The laws also mandate that local accessory dwelling unit ordinances are invalidated if not in full compliance with the requirements of the amended State Law; and that Accessory dwelling units created by converting existing space, or “Interior Accessory Dwelling Units,” must be allowed in all single-family zoning districts without any restriction.
Therefore, cities have no ability to limit where Interior Accessory Dwelling Units can be constructed, and no standard that may prevent one’s ability to create such unit can be required. According to the City staff report, State Law still authorizes local municipalities to adopt additional restrictions only as long as the additional restrictions do not conflict with the regulations established in the State Law.
But the discussion on Monday evening was far more basic: Is it fair to allow only those who can afford a 15,000 square foot lot to be able to build a new accessory unit? A number of speakers, particularly affordable housing advocates, argued that owners of considerably smaller lots—only 5,000 square feet in size—should also be allowed to build as well.

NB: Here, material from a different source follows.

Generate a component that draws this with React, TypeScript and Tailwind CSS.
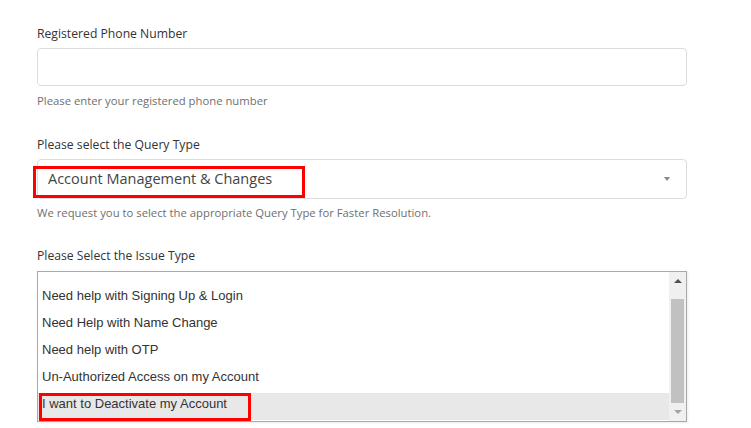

Some residents argued that more dwellings means more parked cars, a particular problem on narrow streets.
“Narrow streets are already a problem,” said Allendale resident Nina Chomsky.
Chomsky also added that building dwellings in limited spaces would necessitate the removal of trees, “affecting the urban forestry.”

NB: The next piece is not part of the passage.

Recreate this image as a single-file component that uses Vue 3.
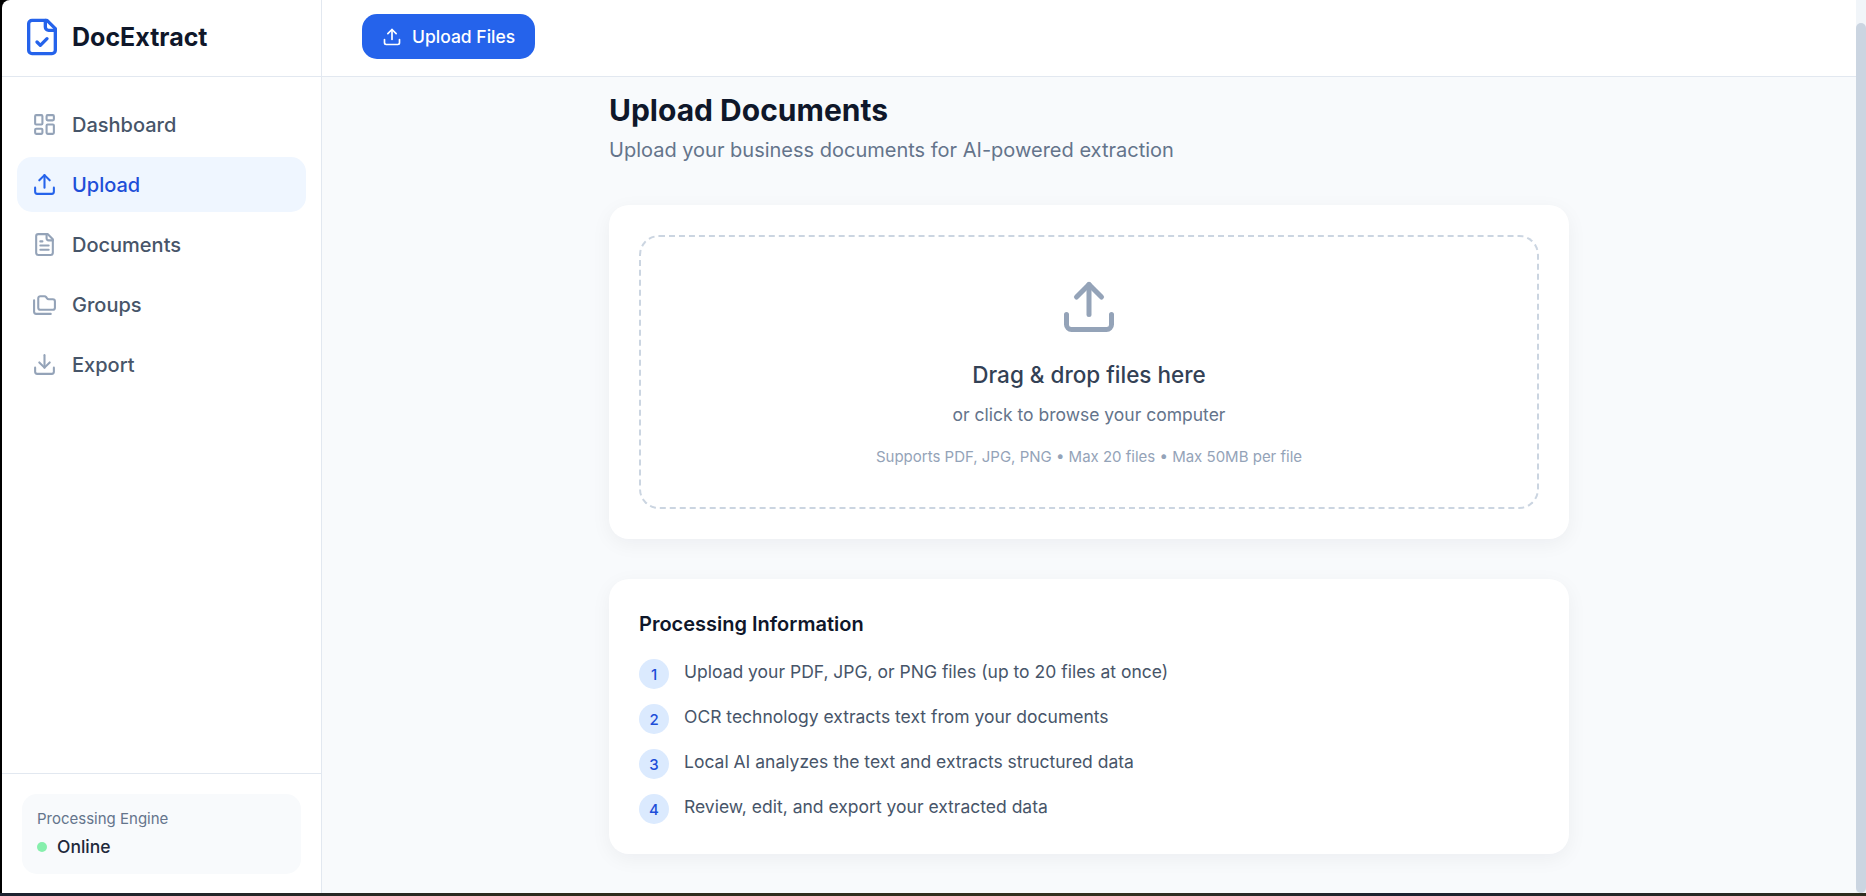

Said Madison Heights resident Erica Foy, “This is against neighborhood character. It’s counterintuitive to the plans in landmark districts.”
Housing advocate Jill Shook countered that a 5,000 square foot minimum is “more fair, just as they allow in Los Angeles and other cities. Only rich people can afford larger spaces.” Resident Elsa Rodriguez agreed, saying “A city that is good for its kids is a city that promises a roof over their heads.”
Councilmember Gordo also rejected the idea of allowing a 5,000 square foot threshold, saying it would create too much density and “put in jeopardy the fabric of our neighborhoods.”
Following Kennedy’s rejected motion, a compromise that would have allowed 7200 square foot lots to accept new ACUs, McAustin said “we must find a way to protect our neighborhoods,” and proposed a motion that the city re-examine the ordinance with regard to landmark districts to “insure integrity,” develop some type of residential impact fees, such as are required of developers and hotels, and “reward” those who protect tree canopies in their construction of ADUs. She also asked the staff to look at the impact of ADUs and increased density on narrow streets.
Tuesday, McAustin also said “I support relaxing the 15,000sf minimum lot size that has been in place for way too long. We need to bring the lot size down to a reasonable level that will allow the construction of ADU’s for those who want them while addressing the impacts on our neighborhoods, our Landmark Districts, our tree canopy and our parks.”
Regardless of the final outcome of the proposed new regulations, both Mayor Tornek and Councilmember Kennedy were of the opinion that new ADUs would not have a major impact on either the City’s neighborhood character, nor would they solve the City’s affordable housing shortage.
“It’s not going to happen tonight,” said Mayor Tornek, “and if we don’t treat this issue carefully, it might not happen at all.”